▶ Exercise directions:
Transcribe the full listing exactly, and drop every picture.

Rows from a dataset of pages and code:
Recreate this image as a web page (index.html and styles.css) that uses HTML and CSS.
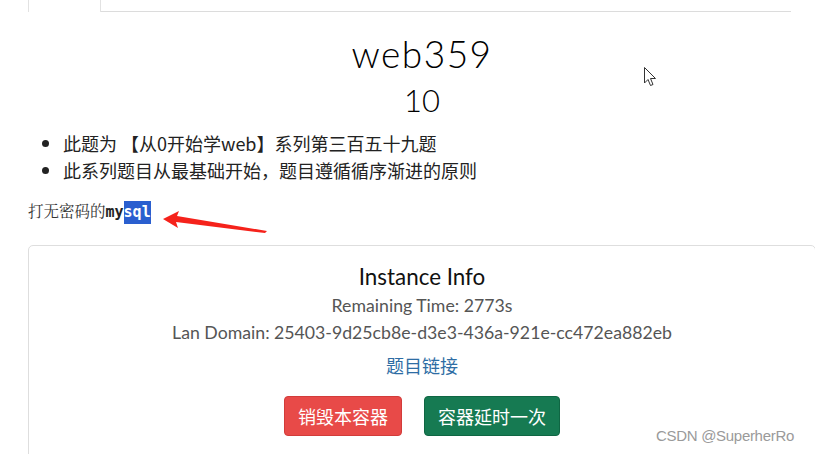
FILE: index.html
```html
<!DOCTYPE html>
<html>
<head>
<meta charset="utf-8">
<link rel="stylesheet" href="styles.css">
</head>
<body>
<div class="page">
  <div class="tabs">
    <div class="tab active"></div>
    <div class="tab-rest"></div>
  </div>
  <h1 class="title">web359</h1>
  <h2 class="score">10</h2>
  <ul class="desc">
    <li>此题为 【从0开始学web】系列第三百五十九题</li>
    <li>此系列题目从最基础开始，题目遵循循序渐进的原则</li>
  </ul>
  <p class="hint">打无密码的<code>my<span class="sel">sql</span></code></p>
  <div class="card">
    <div class="card-title">Instance Info</div>
    <div class="info">Remaining Time: 2773s</div>
    <div class="info">Lan Domain: 25403-9d25cb8e-d3e3-436a-921e-cc472ea882eb</div>
    <a class="link" href="#">题目链接</a>
    <div class="actions">
      <button class="btn btn-red">销毁本容器</button>
      <button class="btn btn-green">容器延时一次</button>
    </div>
  </div>
</div>
<svg class="arrow" width="120" height="30" viewBox="0 0 120 30">
  <path d="M2 14 L18 6 L16 11 L106 26 L104 28 L15 17 L17 23 Z" fill="#f5221b"/>
</svg>
<svg class="cursor" width="16" height="22" viewBox="0 0 16 22">
  <path d="M1.5 1.5 L1.5 17 L5 13.5 L7.5 19.5 L10 18.5 L7.5 12.5 L12.5 12.5 Z" fill="#fff" stroke="#333" stroke-width="1" stroke-linejoin="round"/>
</svg>
<div class="watermark">CSDN @SuperherRo</div>
</body>
</html>
```
FILE: styles.css
```css
html, body {
  margin: 0;
  padding: 0;
  background: #fff;
}
body {
  width: 815px;
  height: 454px;
  overflow: hidden;
  position: relative;
  font-family: Lato, "Noto Sans CJK SC", sans-serif;
  color: #222;
}
.page {
  padding-left: 28px;
  width: 788px;
}
.tabs {
  display: flex;
  height: 12px;
}
.tab.active {
  width: 71px;
  border-left: 1px solid #e2e2e2;
  border-right: 1px solid #e2e2e2;
}
.tab-rest {
  width: 690px;
  border-bottom: 1px solid #dcdcdc;
}
.title {
  margin: 20px 0 0;
  text-align: center;
  font-family: Lato, sans-serif;
  font-weight: 300;
  font-size: 37px;
  line-height: 44px;
  letter-spacing: 1.5px;
  color: #000;
}
.score {
  margin: 4px 0 0;
  text-align: center;
  font-family: Lato, sans-serif;
  font-weight: 300;
  font-size: 31px;
  line-height: 40px;
  color: #000;
}
.desc {
  margin: 10px 0 0;
  padding-left: 35px;
  font-family: "Noto Sans CJK SC", sans-serif;
  font-size: 18px;
  line-height: 27px;
  color: #222;
}
.hint {
  margin: 16px 0 0;
  font-family: "Noto Serif CJK SC", "Noto Sans CJK SC", serif;
  font-size: 15.5px;
  line-height: 20px;
  color: #333;
}
.hint code {
  font-family: "DejaVu Sans Mono", monospace;
  font-size: 15px;
  font-weight: 600;
  color: #222;
}
.sel {
  background: #2a5fcf;
  color: #fff;
  padding: 2px 0 3px;
}
.card {
  margin-top: 23px;
  border: 1px solid #dedede;
  border-radius: 5px;
  height: 240px;
  box-sizing: border-box;
  display: flex;
  flex-direction: column;
  align-items: center;
  padding-top: 16px;
}
.card-title {
  font-size: 22.4px;
  font-weight: 400;
  line-height: 30px;
  color: #111;
}
.info {
  font-size: 17.7px;
  line-height: 27px;
  color: #555;
}
.link {
  margin-top: 4px;
  font-family: "Noto Sans CJK SC", sans-serif;
  font-size: 18px;
  line-height: 30px;
  color: #2e6da4;
  text-decoration: none;
}
.actions {
  display: flex;
  gap: 22px;
  margin-top: 16px;
}
.btn {
  height: 40px;
  padding: 0 13px;
  border-radius: 4px;
  font-family: "Noto Sans CJK SC", sans-serif;
  font-size: 18px;
  color: #fff;
}
.btn-red {
  background: #e84a48;
  border: 1px solid #d23c3a;
}
.btn-green {
  background: #167a52;
  border: 1px solid #0f6643;
}
.arrow {
  position: absolute;
  left: 161px;
  top: 205px;
}
.cursor {
  position: absolute;
  left: 643px;
  top: 66px;
}
.watermark {
  position: absolute;
  left: 656px;
  top: 427px;
  font-family: "Liberation Sans", Arial, sans-serif;
  font-size: 15px;
  color: #9a9a9a;
  letter-spacing: -0.3px;
}
```
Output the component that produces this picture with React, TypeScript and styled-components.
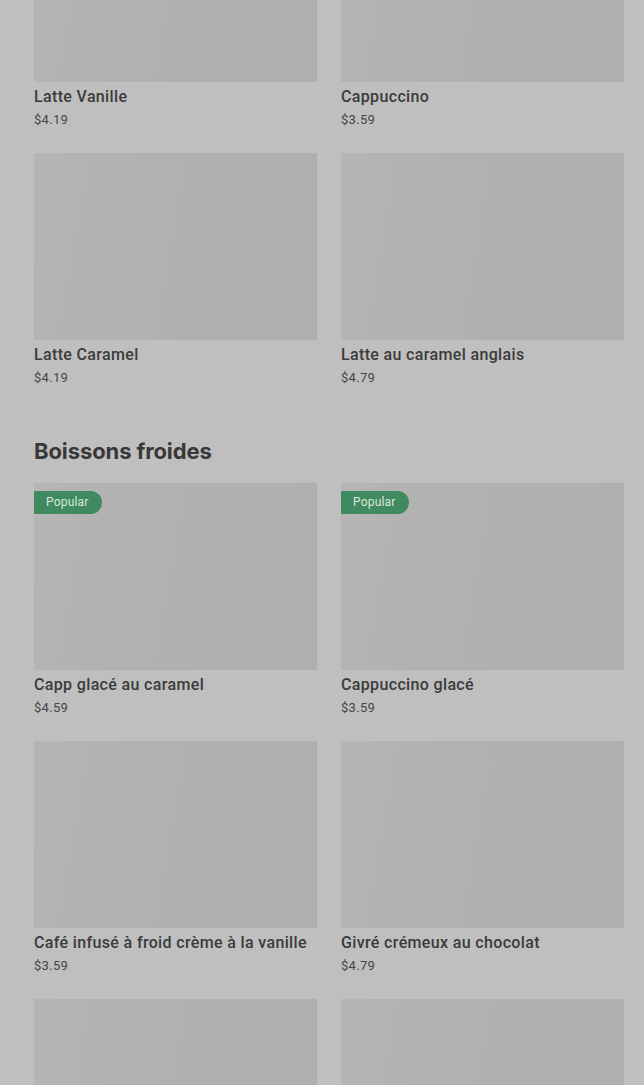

▶ Response for this exercise:
Recreate this image as a web page (index.html and styles.css) that uses HTML and CSS.
FILE: index.html
```html
<!DOCTYPE html>
<html>
<head>
<meta charset="utf-8">
<link rel="stylesheet" href="styles.css">
</head>
<body>
<div class="page">
  <div class="tabs">
    <div class="tab active"></div>
    <div class="tab-rest"></div>
  </div>
  <h1 class="title">web359</h1>
  <h2 class="score">10</h2>
  <ul class="desc">
    <li>此题为 【从0开始学web】系列第三百五十九题</li>
    <li>此系列题目从最基础开始，题目遵循循序渐进的原则</li>
  </ul>
  <p class="hint">打无密码的<code>my<span class="sel">sql</span></code></p>
  <div class="card">
    <div class="card-title">Instance Info</div>
    <div class="info">Remaining Time: 2773s</div>
    <div class="info">Lan Domain: 25403-9d25cb8e-d3e3-436a-921e-cc472ea882eb</div>
    <a class="link" href="#">题目链接</a>
    <div class="actions">
      <button class="btn btn-red">销毁本容器</button>
      <button class="btn btn-green">容器延时一次</button>
    </div>
  </div>
</div>
<svg class="arrow" width="120" height="30" viewBox="0 0 120 30">
  <path d="M2 14 L18 6 L16 11 L106 26 L104 28 L15 17 L17 23 Z" fill="#f5221b"/>
</svg>
<svg class="cursor" width="16" height="22" viewBox="0 0 16 22">
  <path d="M1.5 1.5 L1.5 17 L5 13.5 L7.5 19.5 L10 18.5 L7.5 12.5 L12.5 12.5 Z" fill="#fff" stroke="#333" stroke-width="1" stroke-linejoin="round"/>
</svg>
<div class="watermark">CSDN @SuperherRo</div>
</body>
</html>
```
FILE: styles.css
```css
html, body {
  margin: 0;
  padding: 0;
  background: #fff;
}
body {
  width: 815px;
  height: 454px;
  overflow: hidden;
  position: relative;
  font-family: Lato, "Noto Sans CJK SC", sans-serif;
  color: #222;
}
.page {
  padding-left: 28px;
  width: 788px;
}
.tabs {
  display: flex;
  height: 12px;
}
.tab.active {
  width: 71px;
  border-left: 1px solid #e2e2e2;
  border-right: 1px solid #e2e2e2;
}
.tab-rest {
  width: 690px;
  border-bottom: 1px solid #dcdcdc;
}
.title {
  margin: 20px 0 0;
  text-align: center;
  font-family: Lato, sans-serif;
  font-weight: 300;
  font-size: 37px;
  line-height: 44px;
  letter-spacing: 1.5px;
  color: #000;
}
.score {
  margin: 4px 0 0;
  text-align: center;
  font-family: Lato, sans-serif;
  font-weight: 300;
  font-size: 31px;
  line-height: 40px;
  color: #000;
}
.desc {
  margin: 10px 0 0;
  padding-left: 35px;
  font-family: "Noto Sans CJK SC", sans-serif;
  font-size: 18px;
  line-height: 27px;
  color: #222;
}
.hint {
  margin: 16px 0 0;
  font-family: "Noto Serif CJK SC", "Noto Sans CJK SC", serif;
  font-size: 15.5px;
  line-height: 20px;
  color: #333;
}
.hint code {
  font-family: "DejaVu Sans Mono", monospace;
  font-size: 15px;
  font-weight: 600;
  color: #222;
}
.sel {
  background: #2a5fcf;
  color: #fff;
  padding: 2px 0 3px;
}
.card {
  margin-top: 23px;
  border: 1px solid #dedede;
  border-radius: 5px;
  height: 240px;
  box-sizing: border-box;
  display: flex;
  flex-direction: column;
  align-items: center;
  padding-top: 16px;
}
.card-title {
  font-size: 22.4px;
  font-weight: 400;
  line-height: 30px;
  color: #111;
}
.info {
  font-size: 17.7px;
  line-height: 27px;
  color: #555;
}
.link {
  margin-top: 4px;
  font-family: "Noto Sans CJK SC", sans-serif;
  font-size: 18px;
  line-height: 30px;
  color: #2e6da4;
  text-decoration: none;
}
.actions {
  display: flex;
  gap: 22px;
  margin-top: 16px;
}
.btn {
  height: 40px;
  padding: 0 13px;
  border-radius: 4px;
  font-family: "Noto Sans CJK SC", sans-serif;
  font-size: 18px;
  color: #fff;
}
.btn-red {
  background: #e84a48;
  border: 1px solid #d23c3a;
}
.btn-green {
  background: #167a52;
  border: 1px solid #0f6643;
}
.arrow {
  position: absolute;
  left: 161px;
  top: 205px;
}
.cursor {
  position: absolute;
  left: 643px;
  top: 66px;
}
.watermark {
  position: absolute;
  left: 656px;
  top: 427px;
  font-family: "Liberation Sans", Arial, sans-serif;
  font-size: 15px;
  color: #9a9a9a;
  letter-spacing: -0.3px;
}
```
Output the component that produces this picture with React, TypeScript and styled-components.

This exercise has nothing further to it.